§ Raw data
- - - -
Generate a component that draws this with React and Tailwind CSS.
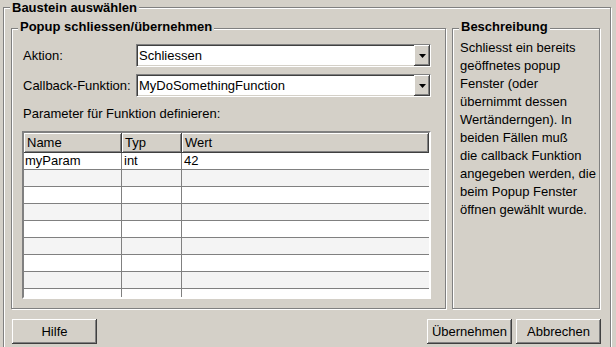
import clsx from "clsx";

const raised =
  "shadow-[inset_-1px_-1px_0_#404040,inset_1px_1px_0_#ffffff,inset_-2px_-2px_0_#808080]";
const sunken =
  "border border-t-[#808080] border-l-[#808080] border-r-white border-b-white shadow-[inset_1px_1px_0_#404040,inset_-1px_-1px_0_#d4d0c8]";

const rows = [
  { name: "myParam", typ: "int", wert: "42" },
  {}, {}, {}, {}, {}, {}, {}, {},
];

const beschreibung = [
  "Schliesst ein bereits",
  "geöffnetes popup",
  "Fenster (oder",
  "übernimmt dessen",
  "Wertänderngen). In",
  "beiden Fällen muß",
  "die callback Funktion",
  "angegeben werden, die",
  "beim Popup Fenster",
  "öffnen gewählt wurde.",
];

function GroupBox({ title, className, titleClass = "-top-[10px]", children }) {
  return (
    <div
      className={clsx(
        "relative border border-[#808080] shadow-[1px_1px_0_#ffffff,inset_1px_1px_0_#ffffff]",
        className
      )}
    >
      <span
        className={clsx(
          "absolute left-[6px] bg-[#d4d0c8] px-[2px] font-bold leading-[16px]",
          titleClass
        )}
      >
        {title}
      </span>
      {children}
    </div>
  );
}

function Combo({ value }) {
  return (
    <div className={clsx("flex h-[23px] flex-1 bg-white", sunken)}>
      <div className="flex flex-1 items-center pl-[2px] leading-[16px]">{value}</div>
      <div className={clsx("flex w-[16px] items-center justify-center bg-[#d4d0c8]", raised)}>
        <svg width="7" height="4" viewBox="0 0 7 4">
          <polygon points="0,0 7,0 3.5,4" fill="#000" />
        </svg>
      </div>
    </div>
  );
}

function Button({ children }) {
  return (
    <button
      className={clsx(
        "flex h-[25px] w-[85px] items-center justify-center bg-[#d4d0c8] leading-[16px]",
        raised
      )}
    >
      {children}
    </button>
  );
}

export default function App() {
  return (
    <div className="h-[347px] w-[616px] overflow-hidden bg-[#d4d0c8] pl-[3px] pr-[5px] pt-[7px] font-['Liberation_Sans',Arial,sans-serif] text-[13px] text-black">
      <GroupBox
        title="Baustein auswählen"
        titleClass="-top-[8px] leading-[14px]"
        className="h-[400px] pl-[7px] pr-[10px] pt-[20px]"
      >
        <div className="flex gap-[6px]">
          {/* linke Box */}
          <GroupBox
            title="Popup schliessen/übernehmen"
            className="h-[281px] w-[435px] pl-[10px] pr-[14px] pt-[15px]"
          >
            <div className="flex items-center">
              <div className="w-[114px] pl-[1px]">Aktion:</div>
              <Combo value="Schliessen" />
            </div>
            <div className="mt-[7px] flex items-center">
              <div className="w-[114px] pl-[1px]">Callback-Funktion:</div>
              <Combo value="MyDoSomethingFunction" />
            </div>
            <div className="mt-[9px] pl-[1px] leading-[16px]">Parameter für Funktion definieren:</div>

            <div className="mt-[9px] h-[168px] overflow-hidden border-2 border-t-[#808080] border-l-[#808080] border-r-white border-b-white bg-white">
              <div className="flex h-[20px] bg-[#d4d0c8] leading-[16px]">
                <div className={clsx("flex w-[98px] items-center pl-[3px]", raised)}>Name</div>
                <div className={clsx("flex w-[60px] items-center pl-[3px]", raised)}>Typ</div>
                <div className={clsx("flex flex-1 items-center pl-[3px]", raised)}>Wert</div>
              </div>
              {rows.map((r, i) => (
                <div
                  key={i}
                  className={clsx(
                    "flex h-[17px] border-b border-[#808080] leading-[16px]",
                    i % 2 === 0 ? "bg-white" : "bg-[#f4f4f4]"
                  )}
                >
                  <div className="w-[98px] border-r border-[#808080] pl-[1px]">{r.name}</div>
                  <div className="w-[60px] border-r border-[#808080] pl-[2px]">{r.typ}</div>
                  <div className="flex-1 pl-[2px]">{r.wert}</div>
                </div>
              ))}
            </div>
          </GroupBox>

          {/* rechte Box */}
          <GroupBox title="Beschreibung" className="h-[281px] w-[148px] pl-[7px] pt-[10px]">
            {beschreibung.map((line) => (
              <div key={line} className="whitespace-nowrap leading-[18px]">
                {line}
              </div>
            ))}
          </GroupBox>
        </div>

        <div className="-mr-[1px] ml-[1px] mt-[10px] flex justify-between">
          <Button>Hilfe</Button>
          <div className="flex gap-[4px]">
            <Button>Übernehmen</Button>
            <Button>Abbrechen</Button>
          </div>
        </div>
      </GroupBox>
    </div>
  );
}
- - - -
§ What you should do
Exclude the pictures, and transcribe all of the material exactly.

§ Output
Generate a component that draws this with React and Tailwind CSS.
import clsx from "clsx";

const raised =
  "shadow-[inset_-1px_-1px_0_#404040,inset_1px_1px_0_#ffffff,inset_-2px_-2px_0_#808080]";
const sunken =
  "border border-t-[#808080] border-l-[#808080] border-r-white border-b-white shadow-[inset_1px_1px_0_#404040,inset_-1px_-1px_0_#d4d0c8]";

const rows = [
  { name: "myParam", typ: "int", wert: "42" },
  {}, {}, {}, {}, {}, {}, {}, {},
];

const beschreibung = [
  "Schliesst ein bereits",
  "geöffnetes popup",
  "Fenster (oder",
  "übernimmt dessen",
  "Wertänderngen). In",
  "beiden Fällen muß",
  "die callback Funktion",
  "angegeben werden, die",
  "beim Popup Fenster",
  "öffnen gewählt wurde.",
];

function GroupBox({ title, className, titleClass = "-top-[10px]", children }) {
  return (
    <div
      className={clsx(
        "relative border border-[#808080] shadow-[1px_1px_0_#ffffff,inset_1px_1px_0_#ffffff]",
        className
      )}
    >
      <span
        className={clsx(
          "absolute left-[6px] bg-[#d4d0c8] px-[2px] font-bold leading-[16px]",
          titleClass
        )}
      >
        {title}
      </span>
      {children}
    </div>
  );
}

function Combo({ value }) {
  return (
    <div className={clsx("flex h-[23px] flex-1 bg-white", sunken)}>
      <div className="flex flex-1 items-center pl-[2px] leading-[16px]">{value}</div>
      <div className={clsx("flex w-[16px] items-center justify-center bg-[#d4d0c8]", raised)}>
        <svg width="7" height="4" viewBox="0 0 7 4">
          <polygon points="0,0 7,0 3.5,4" fill="#000" />
        </svg>
      </div>
    </div>
  );
}

function Button({ children }) {
  return (
    <button
      className={clsx(
        "flex h-[25px] w-[85px] items-center justify-center bg-[#d4d0c8] leading-[16px]",
        raised
      )}
    >
      {children}
    </button>
  );
}

export default function App() {
  return (
    <div className="h-[347px] w-[616px] overflow-hidden bg-[#d4d0c8] pl-[3px] pr-[5px] pt-[7px] font-['Liberation_Sans',Arial,sans-serif] text-[13px] text-black">
      <GroupBox
        title="Baustein auswählen"
        titleClass="-top-[8px] leading-[14px]"
        className="h-[400px] pl-[7px] pr-[10px] pt-[20px]"
      >
        <div className="flex gap-[6px]">
          {/* linke Box */}
          <GroupBox
            title="Popup schliessen/übernehmen"
            className="h-[281px] w-[435px] pl-[10px] pr-[14px] pt-[15px]"
          >
            <div className="flex items-center">
              <div className="w-[114px] pl-[1px]">Aktion:</div>
              <Combo value="Schliessen" />
            </div>
            <div className="mt-[7px] flex items-center">
              <div className="w-[114px] pl-[1px]">Callback-Funktion:</div>
              <Combo value="MyDoSomethingFunction" />
            </div>
            <div className="mt-[9px] pl-[1px] leading-[16px]">Parameter für Funktion definieren:</div>

            <div className="mt-[9px] h-[168px] overflow-hidden border-2 border-t-[#808080] border-l-[#808080] border-r-white border-b-white bg-white">
              <div className="flex h-[20px] bg-[#d4d0c8] leading-[16px]">
                <div className={clsx("flex w-[98px] items-center pl-[3px]", raised)}>Name</div>
                <div className={clsx("flex w-[60px] items-center pl-[3px]", raised)}>Typ</div>
                <div className={clsx("flex flex-1 items-center pl-[3px]", raised)}>Wert</div>
              </div>
              {rows.map((r, i) => (
                <div
                  key={i}
                  className={clsx(
                    "flex h-[17px] border-b border-[#808080] leading-[16px]",
                    i % 2 === 0 ? "bg-white" : "bg-[#f4f4f4]"
                  )}
                >
                  <div className="w-[98px] border-r border-[#808080] pl-[1px]">{r.name}</div>
                  <div className="w-[60px] border-r border-[#808080] pl-[2px]">{r.typ}</div>
                  <div className="flex-1 pl-[2px]">{r.wert}</div>
                </div>
              ))}
            </div>
          </GroupBox>

          {/* rechte Box */}
          <GroupBox title="Beschreibung" className="h-[281px] w-[148px] pl-[7px] pt-[10px]">
            {beschreibung.map((line) => (
              <div key={line} className="whitespace-nowrap leading-[18px]">
                {line}
              </div>
            ))}
          </GroupBox>
        </div>

        <div className="-mr-[1px] ml-[1px] mt-[10px] flex justify-between">
          <Button>Hilfe</Button>
          <div className="flex gap-[4px]">
            <Button>Übernehmen</Button>
            <Button>Abbrechen</Button>
          </div>
        </div>
      </GroupBox>
    </div>
  );
}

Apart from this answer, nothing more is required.